When I try to execute cpi program I get the following:

mpiuser@ubuntu3:~/mpich/mpich-3.0.1/examples$ mpiexec -f ~/mpich/hosts -n 16 ./cpi
Process 1 of 16 is on ubuntu3
Process 7 of 16 is on ubuntu3
Process 0 of 16 is on ubuntu2
Process 10 of 16 is on ubuntu2
Process 5 of 16 is on ubuntu3
Process 4 of 16 is on ubuntu2
Process 9 of 16 is on ubuntu3
Process 6 of 16 is on ubuntu2
Process 8 of 16 is on ubuntu2
Process 12 of 16 is on ubuntu2
Process 11 of 16 is on ubuntu3
Process 15 of 16 is on ubuntu3
Process 13 of 16 is on ubuntu3
Process 2 of 16 is on ubuntu2
Process 3 of 16 is on ubuntu3
Process 14 of 16 is on ubuntu2
Fatal error in PMPI_Reduce: A process has failed, error stack:
PMPI_Reduce(1217)...............: MPI_Reduce(sbuf=0xbff3fe28, rbuf=0xbff3fe30, count=1, MPI_DOUBLE, MPI_SUM, root=0, MPI_COMM_WORLD) failed
MPIR_Reduce_impl(1029)..........:
MPIR_Reduce_intra(779)..........:
MPIR_Reduce_impl(1029)..........:
MPIR_Reduce_intra(835)..........:
MPIR_Reduce_binomial(144).......:
MPIDI_CH3U_Recvq_FDU_or_AEP(612): Communication error with rank 1
MPIR_Reduce_intra(799)..........:
MPIR_Reduce_impl(1029)..........:
MPIR_Reduce_intra(835)..........:
MPIR_Reduce_binomial(206).......: Failure during collective

===================================================================================
= BAD TERMINATION OF ONE OF YOUR APPLICATION PROCESSES
= EXIT CODE: 1
= CLEANING UP REMAINING PROCESSES
= YOU CAN IGNORE THE BELOW CLEANUP MESSAGES
===================================================================================

Running it on a single node goes fine but when on different nodes I got problem. What can I do?
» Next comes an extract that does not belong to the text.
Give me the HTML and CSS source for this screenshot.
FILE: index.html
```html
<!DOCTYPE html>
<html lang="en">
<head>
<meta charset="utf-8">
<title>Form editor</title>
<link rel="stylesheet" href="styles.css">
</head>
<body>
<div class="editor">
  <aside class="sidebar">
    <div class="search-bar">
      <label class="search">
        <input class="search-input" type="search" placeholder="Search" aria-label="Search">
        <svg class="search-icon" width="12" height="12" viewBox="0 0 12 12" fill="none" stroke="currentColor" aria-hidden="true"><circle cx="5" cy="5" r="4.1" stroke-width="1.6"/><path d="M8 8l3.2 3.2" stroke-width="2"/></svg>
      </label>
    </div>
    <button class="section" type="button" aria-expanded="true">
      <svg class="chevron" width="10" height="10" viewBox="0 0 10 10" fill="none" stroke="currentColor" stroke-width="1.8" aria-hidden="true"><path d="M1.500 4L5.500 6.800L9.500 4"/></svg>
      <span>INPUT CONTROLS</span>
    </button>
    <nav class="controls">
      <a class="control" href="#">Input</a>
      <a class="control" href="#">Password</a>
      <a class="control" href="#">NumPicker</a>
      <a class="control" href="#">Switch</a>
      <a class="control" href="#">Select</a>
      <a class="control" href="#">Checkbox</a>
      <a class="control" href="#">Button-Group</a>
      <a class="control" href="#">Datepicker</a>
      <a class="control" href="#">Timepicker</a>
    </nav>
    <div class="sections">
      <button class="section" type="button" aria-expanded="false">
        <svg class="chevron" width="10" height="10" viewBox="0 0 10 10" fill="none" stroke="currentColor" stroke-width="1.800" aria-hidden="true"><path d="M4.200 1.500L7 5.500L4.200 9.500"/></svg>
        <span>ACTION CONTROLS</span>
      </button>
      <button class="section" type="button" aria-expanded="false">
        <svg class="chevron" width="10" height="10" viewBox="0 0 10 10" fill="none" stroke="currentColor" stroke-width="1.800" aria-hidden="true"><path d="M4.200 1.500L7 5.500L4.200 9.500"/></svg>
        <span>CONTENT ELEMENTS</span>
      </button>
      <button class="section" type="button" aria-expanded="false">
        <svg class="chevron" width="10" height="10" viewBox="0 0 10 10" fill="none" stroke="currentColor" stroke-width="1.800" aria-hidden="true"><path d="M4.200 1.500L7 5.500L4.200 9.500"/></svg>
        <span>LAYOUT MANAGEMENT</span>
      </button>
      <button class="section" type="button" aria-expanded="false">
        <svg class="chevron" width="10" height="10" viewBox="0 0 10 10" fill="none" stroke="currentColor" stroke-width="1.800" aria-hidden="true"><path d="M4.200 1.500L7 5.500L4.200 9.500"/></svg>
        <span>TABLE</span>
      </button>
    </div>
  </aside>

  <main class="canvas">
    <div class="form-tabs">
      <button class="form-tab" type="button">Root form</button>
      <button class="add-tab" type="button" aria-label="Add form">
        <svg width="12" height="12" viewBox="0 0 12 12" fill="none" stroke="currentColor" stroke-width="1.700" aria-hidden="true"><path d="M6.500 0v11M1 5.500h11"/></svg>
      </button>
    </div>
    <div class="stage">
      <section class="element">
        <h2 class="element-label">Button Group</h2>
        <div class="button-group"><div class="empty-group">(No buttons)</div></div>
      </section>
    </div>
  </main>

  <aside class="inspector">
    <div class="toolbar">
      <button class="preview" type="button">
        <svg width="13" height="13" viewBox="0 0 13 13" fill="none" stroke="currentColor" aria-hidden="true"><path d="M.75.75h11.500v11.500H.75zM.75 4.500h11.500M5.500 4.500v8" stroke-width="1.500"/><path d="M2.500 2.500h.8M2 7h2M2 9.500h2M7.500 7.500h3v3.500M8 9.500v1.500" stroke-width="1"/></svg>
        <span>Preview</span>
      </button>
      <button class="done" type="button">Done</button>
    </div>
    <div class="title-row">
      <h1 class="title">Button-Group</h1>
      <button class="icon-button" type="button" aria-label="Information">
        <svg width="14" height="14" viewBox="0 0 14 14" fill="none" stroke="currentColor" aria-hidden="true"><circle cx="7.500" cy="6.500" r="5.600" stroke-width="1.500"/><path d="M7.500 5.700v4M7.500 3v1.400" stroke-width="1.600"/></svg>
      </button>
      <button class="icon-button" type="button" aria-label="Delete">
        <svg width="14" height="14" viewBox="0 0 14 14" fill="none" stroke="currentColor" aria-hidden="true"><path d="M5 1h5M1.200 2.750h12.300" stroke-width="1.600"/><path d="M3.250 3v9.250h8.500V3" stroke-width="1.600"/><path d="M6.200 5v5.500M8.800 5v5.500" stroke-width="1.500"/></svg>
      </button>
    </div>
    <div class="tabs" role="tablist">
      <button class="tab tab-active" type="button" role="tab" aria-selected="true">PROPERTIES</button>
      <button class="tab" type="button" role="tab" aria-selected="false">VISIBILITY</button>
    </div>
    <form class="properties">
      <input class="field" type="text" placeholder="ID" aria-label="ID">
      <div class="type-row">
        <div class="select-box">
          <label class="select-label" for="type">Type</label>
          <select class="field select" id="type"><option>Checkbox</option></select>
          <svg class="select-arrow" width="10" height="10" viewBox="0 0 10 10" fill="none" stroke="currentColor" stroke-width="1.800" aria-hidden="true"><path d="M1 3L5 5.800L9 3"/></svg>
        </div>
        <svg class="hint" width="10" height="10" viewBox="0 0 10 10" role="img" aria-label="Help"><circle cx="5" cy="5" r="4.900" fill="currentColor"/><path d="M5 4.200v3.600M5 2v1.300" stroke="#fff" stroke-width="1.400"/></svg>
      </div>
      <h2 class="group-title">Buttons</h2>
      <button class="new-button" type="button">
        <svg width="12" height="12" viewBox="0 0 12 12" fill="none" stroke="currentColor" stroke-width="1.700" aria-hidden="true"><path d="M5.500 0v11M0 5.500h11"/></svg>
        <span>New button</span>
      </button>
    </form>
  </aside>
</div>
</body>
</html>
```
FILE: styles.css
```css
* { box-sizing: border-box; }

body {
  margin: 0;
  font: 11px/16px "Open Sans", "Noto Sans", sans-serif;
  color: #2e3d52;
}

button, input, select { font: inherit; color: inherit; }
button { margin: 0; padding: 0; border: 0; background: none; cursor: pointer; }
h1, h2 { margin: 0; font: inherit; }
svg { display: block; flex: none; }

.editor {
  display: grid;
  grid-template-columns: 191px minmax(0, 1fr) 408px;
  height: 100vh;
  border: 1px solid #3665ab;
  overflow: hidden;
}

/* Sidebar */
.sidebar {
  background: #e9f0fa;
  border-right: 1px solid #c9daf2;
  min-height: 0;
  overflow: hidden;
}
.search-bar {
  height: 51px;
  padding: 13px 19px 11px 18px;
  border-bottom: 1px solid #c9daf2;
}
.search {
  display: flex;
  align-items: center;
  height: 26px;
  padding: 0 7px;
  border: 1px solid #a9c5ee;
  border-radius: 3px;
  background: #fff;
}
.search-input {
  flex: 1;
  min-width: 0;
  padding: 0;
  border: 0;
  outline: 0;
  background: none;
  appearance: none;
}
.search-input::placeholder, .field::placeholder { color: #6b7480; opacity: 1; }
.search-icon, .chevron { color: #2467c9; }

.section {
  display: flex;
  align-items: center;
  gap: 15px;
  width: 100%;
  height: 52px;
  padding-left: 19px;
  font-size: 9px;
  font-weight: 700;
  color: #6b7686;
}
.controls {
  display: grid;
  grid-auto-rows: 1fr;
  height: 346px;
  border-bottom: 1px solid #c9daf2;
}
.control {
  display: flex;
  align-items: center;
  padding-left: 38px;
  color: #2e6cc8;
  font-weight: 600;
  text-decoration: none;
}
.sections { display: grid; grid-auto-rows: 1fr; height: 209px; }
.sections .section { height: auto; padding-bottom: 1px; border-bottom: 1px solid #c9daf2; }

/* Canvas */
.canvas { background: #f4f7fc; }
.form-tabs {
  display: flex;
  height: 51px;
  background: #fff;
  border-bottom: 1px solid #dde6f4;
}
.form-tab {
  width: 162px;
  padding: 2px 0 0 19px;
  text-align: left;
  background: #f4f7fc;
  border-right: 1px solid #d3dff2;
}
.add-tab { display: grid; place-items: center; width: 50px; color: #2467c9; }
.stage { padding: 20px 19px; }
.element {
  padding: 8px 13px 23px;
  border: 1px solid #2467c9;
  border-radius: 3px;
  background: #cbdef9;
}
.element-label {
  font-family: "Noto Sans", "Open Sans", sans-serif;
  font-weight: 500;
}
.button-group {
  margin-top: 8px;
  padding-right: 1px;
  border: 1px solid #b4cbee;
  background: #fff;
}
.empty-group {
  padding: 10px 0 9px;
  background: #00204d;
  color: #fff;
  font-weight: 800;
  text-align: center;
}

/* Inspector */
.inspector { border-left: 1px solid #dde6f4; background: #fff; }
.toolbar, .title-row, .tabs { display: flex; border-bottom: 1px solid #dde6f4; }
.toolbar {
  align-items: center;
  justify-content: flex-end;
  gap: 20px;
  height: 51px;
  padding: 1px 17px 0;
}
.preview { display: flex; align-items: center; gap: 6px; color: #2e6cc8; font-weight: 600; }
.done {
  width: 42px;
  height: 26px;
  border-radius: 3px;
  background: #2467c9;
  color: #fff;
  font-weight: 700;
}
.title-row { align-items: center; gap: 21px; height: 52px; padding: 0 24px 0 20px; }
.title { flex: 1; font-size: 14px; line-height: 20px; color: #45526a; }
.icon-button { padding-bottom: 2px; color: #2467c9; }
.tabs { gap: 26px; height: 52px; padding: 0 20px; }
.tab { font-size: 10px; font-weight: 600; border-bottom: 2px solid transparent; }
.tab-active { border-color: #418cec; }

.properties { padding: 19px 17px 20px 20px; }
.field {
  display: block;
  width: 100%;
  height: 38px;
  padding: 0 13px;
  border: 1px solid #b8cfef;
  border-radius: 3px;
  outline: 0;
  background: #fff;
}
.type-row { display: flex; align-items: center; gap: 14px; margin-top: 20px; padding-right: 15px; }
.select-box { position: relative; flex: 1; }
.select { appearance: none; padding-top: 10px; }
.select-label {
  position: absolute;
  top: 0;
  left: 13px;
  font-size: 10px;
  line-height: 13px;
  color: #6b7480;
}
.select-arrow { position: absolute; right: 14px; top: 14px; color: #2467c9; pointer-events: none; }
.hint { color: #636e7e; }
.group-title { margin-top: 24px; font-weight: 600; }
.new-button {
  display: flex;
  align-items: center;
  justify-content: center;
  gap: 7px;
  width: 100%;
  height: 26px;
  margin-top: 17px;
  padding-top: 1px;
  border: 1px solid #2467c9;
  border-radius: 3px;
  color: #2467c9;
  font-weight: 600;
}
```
This is the original problem:
http://stackoverflow.com/q/14571203/279982

webappl said...

To AtoMerZ

How about running executable by:

mpiexec.hydra -f ~/mpich/hosts -n 16 ./cpi

AtoMerZ said...

Same results. I've tried MPICH and OpenMPI.
One thing that might be worth mentioning is that I'm using 2 Virtual machines On a Windows 7.
Tried both bridged and NAT networking: under both circumstances SSH works fine. Both machines can ping, and I can mount my shared directory on client.